Bhagwati identifies several problems inherent to FTAs, which make them unfit to promote a clear and global trade liberalization with widespread benefits:
- A founding principle of the GATT, and later the WTO, is the non-discriminatory principle or “Most Favored Nation Clause” (MFN), stating that GATT country-members cannot discriminate between their trade partners. In this way, any special favor should be granted to all trade partners without distinction. FTAs would constitute a loophole in the MFN clause, enabling states to enforce different level of tariffs and trade barriers.
- Rules of Origins (RoO) define traded goods’ eligibility for FTAs’ preferential tariffs regimes. Every FTA sets its own geographical conditions of production for concerned goods. Because of globalization and the development of international supply chains, rules of origins fail to reflect goods’ complex international origins and are often impossible to enforce.
- FTAs are associated with high costs for both governments and firms. To enjoy FTAs’ preferential tariffs, firms need to undergo complex administrative tasks, prove goods’ origins and adapt to FTAs’ many regulations. Thus, FTAs would entail high administrative fixed costs for firms, precluding smaller firms to fully enjoy preferential tariffs, and depleting member-countries’ overall competitiveness.
- While multilateral trade liberalization increases World trades level, FTAs can sometimes be trade-diverting. Bilateral trades surge between two FTAs signatories, however trades with tier-countries are likely to fall. Thus, FTAs lead to both trade creation and diversion.
- Bhagwati, also deplores the lack of political and economic equality characterizing FTA relations. In general, FTAs would be signed between an important economic power, such as the United States or the European Union, with smaller and less powerful countries.

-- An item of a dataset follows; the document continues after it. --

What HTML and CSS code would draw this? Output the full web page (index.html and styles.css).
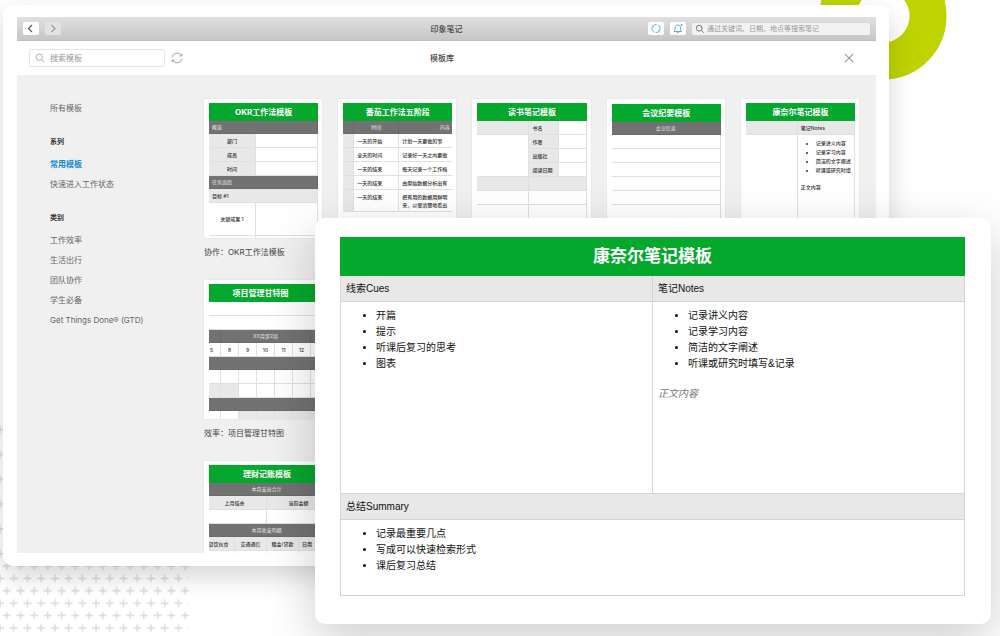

The bigger state can use its larger market as a leverage to introduce non-trade related measures concerning regulations, migration, labor standards or the environment. At the opposite, multilateral negotiations would allow for a more equal liberalization since every country can defend its own interests.
- Freer trades are a useful tool for least developed countries to obtain more capital, new technologies and better business practices. However, those countries often offer fewer market and investment opportunities, thus more developed countries will choose to direct their negotiations capacities toward richer regions. In 2017, the European Union had 5 FTAs with Sub-Saharan countries out of a total of 43 FTAs in place. As developed countries effectively lower trade barriers and tariffs between them, countries at the margin are faced with higher tariffs which are hurtful for their development.
Several empirical studies have been led to determine the Spaghetti Bowl Effect's true cost on countries’ trade volumes and competitiveness. Japanese Researchers from Keio University, observed 132 countries and established that, even though trade volumes were positively correlated with FTAs, this effect was characterized by diminishing returns. In this way, the increasingly heavy and costly administrative burden caused by the multiplication of FTAs would deter firms to use FTA's preferential tariffs, thus proving a Spaghetti Bowl Effect.

==Noodle Bowl Effect==
Asian countries have seen a dramatic rise in FTAs since the beginning of the 21st century. In 2000, only 3 FTAs were in force, nine years later, 37 FTAs were in force and 72 under negotiations. Important hubs, such as the People's Republic of China, Japan and the Association of South-East Asian Nations (ASEAN) emerged. The growing de facto economic integration combined with a lack of common economic institutions has led Asian countries to adopt pro-FTAs trade policies.

As a result, both firms and governments, started to worry about the burden imposed by the Asian trade environment's growing complication. This phenomenon was nicknamed "The Noodle Bowl Effect" by several newspapers and academics to highlight its endemic Asian nature. In a 2009 survey, only 20.8% of South Korean firms, 29% of Japanese firms and 45.1% of Chinese firms effectively used FTAs . 20% of the surveyed firms across Asia considered multiples rules of origins as costly for their businesses. Smaller firms were also more deterred from using FTAs’ preferential tariffs because of the high and complex administrative burden.